Assim como Trump usou a Venezuela como símbolo de caos e ameaça regional, o bolsonarismo tenta projetar o Brasil como o novo epicentro dessa narrativa, apresentando o país como refém de “terroristas” e justificando a repressão interna em nome da “segurança nacional”.

Poucos dias antes do massacre no Rio, o senador Flávio Bolsonaro elogiou as operações militares dos Estados Unidos e chegou a sugerir que Washington poderia “ajudar o Brasil a combater organizações terroristas”.

Nas últimas semanas, ele e outros aliados voltaram a defender que facções como o PCC e o Comando Vermelho sejam classificadas como organizações terroristas — uma equiparação sem base jurídica internacional. Enquanto o crime organizado busca lucro e controle territorial por meio de atividades ilícitas, o terrorismo tem motivação política ou ideológica e visa intimidar governos e populações.

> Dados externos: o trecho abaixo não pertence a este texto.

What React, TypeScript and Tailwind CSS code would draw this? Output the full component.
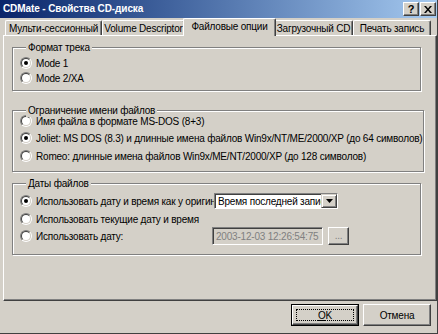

Confundir os dois conceitos é uma manobra política: serve para justificar mais repressão, criminalizar a pobreza e concentrar poder nas forças de segurança.

Ao importar a retórica da “guerra às drogas” de Washington, o bolsonarismo repete a estratégia fracassada que devastou a América Latina: mais mortes, mais militarização, menos segurança. O objetivo não é proteger vidas — é manter viva a narrativa do inimigo interno, o mesmo expediente usado por regimes autoritários para legitimar a violência e o controle político.